Another scholar, Vito Tanzi in 1998 posited that very often, the most damaging cost of corruption is not the waste of money spent on bribes but rather “the total economic and social effect of corrupt actions might be very costly and out of proportion to the bribes received by corrupt[t officials in terms of the resources wasted, the opportunity cost of resources misused, and the inefficiencies introduced in the system.
The United Nations in 1997 also warned that “systematic corruption can induce inefficiencies that reduce competitiveness. It may limit the number of bidders, favour those with inside connections rather than the most efficient candidates, limit the information available to participants and introduce added transaction costs”.
It further argued political commitment is a necessary condition for successful procurement reform. New rules alone are not sufficient. In many countries, the regulatory framework is too broad as it is. Tanzi explains that one reason for corruption in developing and transition economies is that the role of the state, to a large extent, is carried out through the use of rules and regulations. The many regulations provide the public officials with a monopoly of authority that may prove useful to demand bribes. To minimise bureaucratic corruption, it will, therefore, be vital to narrow this regulatory framework, as well as executing the anti-corruption laws.

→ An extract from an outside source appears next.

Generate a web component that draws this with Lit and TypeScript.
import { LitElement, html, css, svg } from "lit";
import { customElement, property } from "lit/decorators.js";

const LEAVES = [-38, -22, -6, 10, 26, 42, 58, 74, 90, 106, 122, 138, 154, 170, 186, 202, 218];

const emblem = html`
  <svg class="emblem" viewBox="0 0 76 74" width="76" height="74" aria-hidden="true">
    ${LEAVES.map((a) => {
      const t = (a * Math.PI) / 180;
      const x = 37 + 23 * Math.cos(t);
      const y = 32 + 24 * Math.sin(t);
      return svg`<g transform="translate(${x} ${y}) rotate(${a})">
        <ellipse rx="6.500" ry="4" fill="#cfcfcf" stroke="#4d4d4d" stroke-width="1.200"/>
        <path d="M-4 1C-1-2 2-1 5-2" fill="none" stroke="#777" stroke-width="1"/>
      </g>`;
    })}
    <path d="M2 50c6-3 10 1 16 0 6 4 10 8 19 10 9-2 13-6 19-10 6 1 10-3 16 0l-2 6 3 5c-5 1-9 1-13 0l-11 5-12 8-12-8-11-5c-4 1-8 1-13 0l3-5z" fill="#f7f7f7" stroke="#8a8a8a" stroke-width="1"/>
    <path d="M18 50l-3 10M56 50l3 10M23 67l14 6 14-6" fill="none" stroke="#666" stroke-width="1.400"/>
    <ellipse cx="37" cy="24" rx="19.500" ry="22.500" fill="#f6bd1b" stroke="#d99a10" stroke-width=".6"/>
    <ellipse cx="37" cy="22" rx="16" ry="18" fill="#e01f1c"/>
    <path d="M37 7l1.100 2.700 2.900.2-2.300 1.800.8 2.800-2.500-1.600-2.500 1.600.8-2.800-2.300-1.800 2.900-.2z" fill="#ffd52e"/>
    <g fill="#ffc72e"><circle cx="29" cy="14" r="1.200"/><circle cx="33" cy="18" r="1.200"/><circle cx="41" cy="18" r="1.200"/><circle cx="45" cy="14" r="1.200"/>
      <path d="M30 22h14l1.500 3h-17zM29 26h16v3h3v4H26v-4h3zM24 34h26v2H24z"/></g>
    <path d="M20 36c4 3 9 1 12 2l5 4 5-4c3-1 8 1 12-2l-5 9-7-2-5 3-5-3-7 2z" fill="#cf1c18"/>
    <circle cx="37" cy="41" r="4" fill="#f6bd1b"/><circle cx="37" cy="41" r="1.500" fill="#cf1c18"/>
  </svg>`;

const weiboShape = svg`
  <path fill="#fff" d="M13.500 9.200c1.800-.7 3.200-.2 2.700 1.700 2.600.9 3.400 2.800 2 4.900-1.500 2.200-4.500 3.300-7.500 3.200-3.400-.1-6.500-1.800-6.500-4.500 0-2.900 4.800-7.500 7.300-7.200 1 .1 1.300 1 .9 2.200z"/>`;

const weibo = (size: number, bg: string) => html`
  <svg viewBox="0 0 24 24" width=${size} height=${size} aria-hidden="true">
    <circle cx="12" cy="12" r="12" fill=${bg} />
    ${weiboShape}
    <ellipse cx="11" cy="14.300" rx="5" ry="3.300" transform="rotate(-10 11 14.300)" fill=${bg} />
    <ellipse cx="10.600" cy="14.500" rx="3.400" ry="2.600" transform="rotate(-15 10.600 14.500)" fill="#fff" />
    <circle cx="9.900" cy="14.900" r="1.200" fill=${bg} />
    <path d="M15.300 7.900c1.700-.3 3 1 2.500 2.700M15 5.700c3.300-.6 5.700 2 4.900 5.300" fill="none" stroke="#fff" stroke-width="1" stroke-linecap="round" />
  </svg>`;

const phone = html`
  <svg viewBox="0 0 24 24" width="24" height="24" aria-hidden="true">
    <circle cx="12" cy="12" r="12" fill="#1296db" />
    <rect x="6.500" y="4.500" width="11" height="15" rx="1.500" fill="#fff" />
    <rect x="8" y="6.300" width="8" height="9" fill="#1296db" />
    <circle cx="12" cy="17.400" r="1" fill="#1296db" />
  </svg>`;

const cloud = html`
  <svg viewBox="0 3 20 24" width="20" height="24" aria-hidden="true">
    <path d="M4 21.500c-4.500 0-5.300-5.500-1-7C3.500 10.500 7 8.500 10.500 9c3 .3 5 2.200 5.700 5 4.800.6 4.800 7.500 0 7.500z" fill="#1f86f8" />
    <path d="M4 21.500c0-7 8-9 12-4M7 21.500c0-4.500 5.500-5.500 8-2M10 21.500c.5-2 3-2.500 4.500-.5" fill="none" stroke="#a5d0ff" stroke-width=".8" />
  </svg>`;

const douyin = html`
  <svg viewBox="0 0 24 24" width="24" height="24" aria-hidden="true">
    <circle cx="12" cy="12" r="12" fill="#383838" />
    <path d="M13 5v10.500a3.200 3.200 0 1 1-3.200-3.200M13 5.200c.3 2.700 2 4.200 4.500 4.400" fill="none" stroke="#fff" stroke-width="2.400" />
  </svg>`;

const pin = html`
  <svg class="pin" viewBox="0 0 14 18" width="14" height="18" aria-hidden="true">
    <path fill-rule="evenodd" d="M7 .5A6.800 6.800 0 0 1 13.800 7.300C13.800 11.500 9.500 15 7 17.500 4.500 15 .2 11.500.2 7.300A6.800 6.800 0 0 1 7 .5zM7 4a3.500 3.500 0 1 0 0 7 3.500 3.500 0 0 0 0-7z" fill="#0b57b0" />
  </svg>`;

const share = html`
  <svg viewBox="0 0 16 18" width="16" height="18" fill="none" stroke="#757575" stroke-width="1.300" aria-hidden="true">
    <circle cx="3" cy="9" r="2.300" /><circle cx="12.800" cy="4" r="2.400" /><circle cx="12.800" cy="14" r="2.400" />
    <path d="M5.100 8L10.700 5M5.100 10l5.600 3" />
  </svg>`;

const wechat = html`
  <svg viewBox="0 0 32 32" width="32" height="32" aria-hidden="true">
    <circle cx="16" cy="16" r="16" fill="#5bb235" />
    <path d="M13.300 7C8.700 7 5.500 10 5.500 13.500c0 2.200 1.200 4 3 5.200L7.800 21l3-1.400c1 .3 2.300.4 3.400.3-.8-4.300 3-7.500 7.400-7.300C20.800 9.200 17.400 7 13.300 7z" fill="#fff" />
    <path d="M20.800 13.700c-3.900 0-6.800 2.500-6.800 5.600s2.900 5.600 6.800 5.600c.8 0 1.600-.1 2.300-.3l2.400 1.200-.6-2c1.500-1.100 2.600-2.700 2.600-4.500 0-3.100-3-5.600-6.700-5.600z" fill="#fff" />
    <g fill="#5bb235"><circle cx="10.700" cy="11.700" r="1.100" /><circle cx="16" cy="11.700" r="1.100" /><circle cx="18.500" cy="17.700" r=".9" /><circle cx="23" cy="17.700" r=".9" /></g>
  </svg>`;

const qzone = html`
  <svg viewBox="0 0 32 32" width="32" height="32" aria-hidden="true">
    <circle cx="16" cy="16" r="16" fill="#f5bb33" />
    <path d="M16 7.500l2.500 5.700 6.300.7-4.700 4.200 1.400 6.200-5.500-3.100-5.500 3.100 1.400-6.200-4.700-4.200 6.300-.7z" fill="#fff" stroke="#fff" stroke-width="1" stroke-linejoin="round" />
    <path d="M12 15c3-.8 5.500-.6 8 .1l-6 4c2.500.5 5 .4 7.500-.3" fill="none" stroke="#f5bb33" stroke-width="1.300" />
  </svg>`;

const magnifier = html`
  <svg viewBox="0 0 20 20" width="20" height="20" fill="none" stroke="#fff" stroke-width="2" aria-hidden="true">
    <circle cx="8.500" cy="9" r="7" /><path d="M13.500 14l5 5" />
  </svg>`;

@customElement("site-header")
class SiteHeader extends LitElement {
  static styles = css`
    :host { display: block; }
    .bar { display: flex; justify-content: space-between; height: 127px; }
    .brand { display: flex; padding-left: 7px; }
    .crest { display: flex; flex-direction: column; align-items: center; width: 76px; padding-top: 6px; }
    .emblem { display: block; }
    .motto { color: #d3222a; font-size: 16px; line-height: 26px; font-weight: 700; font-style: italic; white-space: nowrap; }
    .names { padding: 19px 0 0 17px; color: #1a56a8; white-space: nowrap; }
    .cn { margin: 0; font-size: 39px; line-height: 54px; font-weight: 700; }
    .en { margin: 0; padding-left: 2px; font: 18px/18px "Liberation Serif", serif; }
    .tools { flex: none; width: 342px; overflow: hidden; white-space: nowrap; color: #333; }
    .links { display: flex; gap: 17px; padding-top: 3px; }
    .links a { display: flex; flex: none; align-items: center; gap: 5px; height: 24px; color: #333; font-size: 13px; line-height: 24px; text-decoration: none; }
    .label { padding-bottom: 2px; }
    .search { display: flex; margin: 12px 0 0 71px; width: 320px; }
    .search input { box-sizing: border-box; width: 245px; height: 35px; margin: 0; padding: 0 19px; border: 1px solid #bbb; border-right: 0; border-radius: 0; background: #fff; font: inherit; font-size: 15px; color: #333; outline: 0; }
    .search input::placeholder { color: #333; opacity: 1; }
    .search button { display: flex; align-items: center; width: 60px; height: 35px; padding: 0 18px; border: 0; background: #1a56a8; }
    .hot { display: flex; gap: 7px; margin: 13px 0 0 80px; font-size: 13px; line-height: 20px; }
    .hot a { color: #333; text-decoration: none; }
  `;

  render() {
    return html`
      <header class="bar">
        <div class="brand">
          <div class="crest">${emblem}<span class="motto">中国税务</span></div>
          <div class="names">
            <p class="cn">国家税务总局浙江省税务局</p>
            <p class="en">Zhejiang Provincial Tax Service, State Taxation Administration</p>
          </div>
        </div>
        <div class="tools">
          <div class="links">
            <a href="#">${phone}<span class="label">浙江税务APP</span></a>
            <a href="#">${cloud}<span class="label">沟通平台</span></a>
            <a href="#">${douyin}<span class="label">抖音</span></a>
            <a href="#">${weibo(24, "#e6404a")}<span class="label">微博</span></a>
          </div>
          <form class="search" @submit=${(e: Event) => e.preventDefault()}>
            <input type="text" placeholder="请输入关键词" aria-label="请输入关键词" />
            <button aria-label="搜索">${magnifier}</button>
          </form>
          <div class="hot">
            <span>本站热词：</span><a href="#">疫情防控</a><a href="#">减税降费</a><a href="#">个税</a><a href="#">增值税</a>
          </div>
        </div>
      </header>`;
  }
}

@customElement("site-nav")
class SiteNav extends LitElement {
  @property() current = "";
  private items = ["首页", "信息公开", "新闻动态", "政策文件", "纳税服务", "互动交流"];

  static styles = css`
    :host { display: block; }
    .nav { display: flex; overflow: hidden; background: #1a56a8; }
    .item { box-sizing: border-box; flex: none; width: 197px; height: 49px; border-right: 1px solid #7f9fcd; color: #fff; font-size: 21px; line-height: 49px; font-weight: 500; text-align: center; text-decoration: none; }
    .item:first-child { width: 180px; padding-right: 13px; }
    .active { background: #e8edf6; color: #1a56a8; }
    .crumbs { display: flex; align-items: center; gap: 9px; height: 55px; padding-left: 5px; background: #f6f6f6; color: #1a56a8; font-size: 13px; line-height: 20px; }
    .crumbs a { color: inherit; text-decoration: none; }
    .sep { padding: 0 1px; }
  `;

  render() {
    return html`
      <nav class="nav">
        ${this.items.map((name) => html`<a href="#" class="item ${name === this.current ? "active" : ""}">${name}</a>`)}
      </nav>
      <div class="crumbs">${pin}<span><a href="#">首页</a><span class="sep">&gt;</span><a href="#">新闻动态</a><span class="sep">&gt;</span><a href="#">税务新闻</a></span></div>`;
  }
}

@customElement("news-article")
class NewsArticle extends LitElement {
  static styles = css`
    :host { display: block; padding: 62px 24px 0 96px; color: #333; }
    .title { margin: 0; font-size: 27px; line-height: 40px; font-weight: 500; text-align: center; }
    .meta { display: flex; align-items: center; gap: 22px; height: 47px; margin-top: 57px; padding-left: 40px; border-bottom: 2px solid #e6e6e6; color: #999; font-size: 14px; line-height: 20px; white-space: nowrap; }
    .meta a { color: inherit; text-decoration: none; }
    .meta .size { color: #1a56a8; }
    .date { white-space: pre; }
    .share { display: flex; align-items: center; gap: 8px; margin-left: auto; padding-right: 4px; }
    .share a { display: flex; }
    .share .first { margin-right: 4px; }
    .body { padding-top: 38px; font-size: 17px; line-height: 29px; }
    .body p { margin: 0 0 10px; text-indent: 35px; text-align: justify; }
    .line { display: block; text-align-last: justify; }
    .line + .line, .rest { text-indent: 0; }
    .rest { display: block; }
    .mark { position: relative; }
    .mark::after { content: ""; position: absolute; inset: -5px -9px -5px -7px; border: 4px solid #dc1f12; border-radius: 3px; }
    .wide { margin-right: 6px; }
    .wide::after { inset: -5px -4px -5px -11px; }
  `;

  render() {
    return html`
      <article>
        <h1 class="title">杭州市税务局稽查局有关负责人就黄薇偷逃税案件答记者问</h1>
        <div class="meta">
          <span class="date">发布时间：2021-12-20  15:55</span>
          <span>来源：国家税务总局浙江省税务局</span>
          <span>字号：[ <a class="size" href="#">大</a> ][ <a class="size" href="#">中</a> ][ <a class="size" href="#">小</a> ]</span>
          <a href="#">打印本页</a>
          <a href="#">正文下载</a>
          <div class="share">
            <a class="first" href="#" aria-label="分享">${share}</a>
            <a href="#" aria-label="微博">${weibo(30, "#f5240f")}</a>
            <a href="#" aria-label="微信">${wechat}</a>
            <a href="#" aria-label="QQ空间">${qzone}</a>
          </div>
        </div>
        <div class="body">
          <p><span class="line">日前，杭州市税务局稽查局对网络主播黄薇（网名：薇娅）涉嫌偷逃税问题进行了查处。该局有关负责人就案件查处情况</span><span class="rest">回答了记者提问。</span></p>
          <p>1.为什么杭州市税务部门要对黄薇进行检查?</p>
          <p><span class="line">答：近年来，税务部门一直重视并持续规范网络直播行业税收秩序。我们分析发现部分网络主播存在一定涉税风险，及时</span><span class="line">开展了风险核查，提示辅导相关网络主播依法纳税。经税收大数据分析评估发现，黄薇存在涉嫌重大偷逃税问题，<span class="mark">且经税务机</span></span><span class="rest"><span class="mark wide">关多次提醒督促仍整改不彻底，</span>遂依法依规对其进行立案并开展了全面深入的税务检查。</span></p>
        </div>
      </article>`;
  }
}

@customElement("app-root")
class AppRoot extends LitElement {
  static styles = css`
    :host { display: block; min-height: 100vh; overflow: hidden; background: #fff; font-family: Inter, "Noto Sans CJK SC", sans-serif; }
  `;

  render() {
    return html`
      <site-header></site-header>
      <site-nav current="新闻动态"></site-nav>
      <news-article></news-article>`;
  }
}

In conclusion, it stated any anti-corruption effort aimed at reforming the public procurement system also hinges on the political will to disclose state budgets, extend the obligation to keep accounts, establish external monitoring systems and improve public access to bureaucratic and political information. The culture of concealment, prevalent in many bureaucracies, needs to be replaced by a “culture of transparency”. Extended freedom to the press is an important element to establishing such a new culture.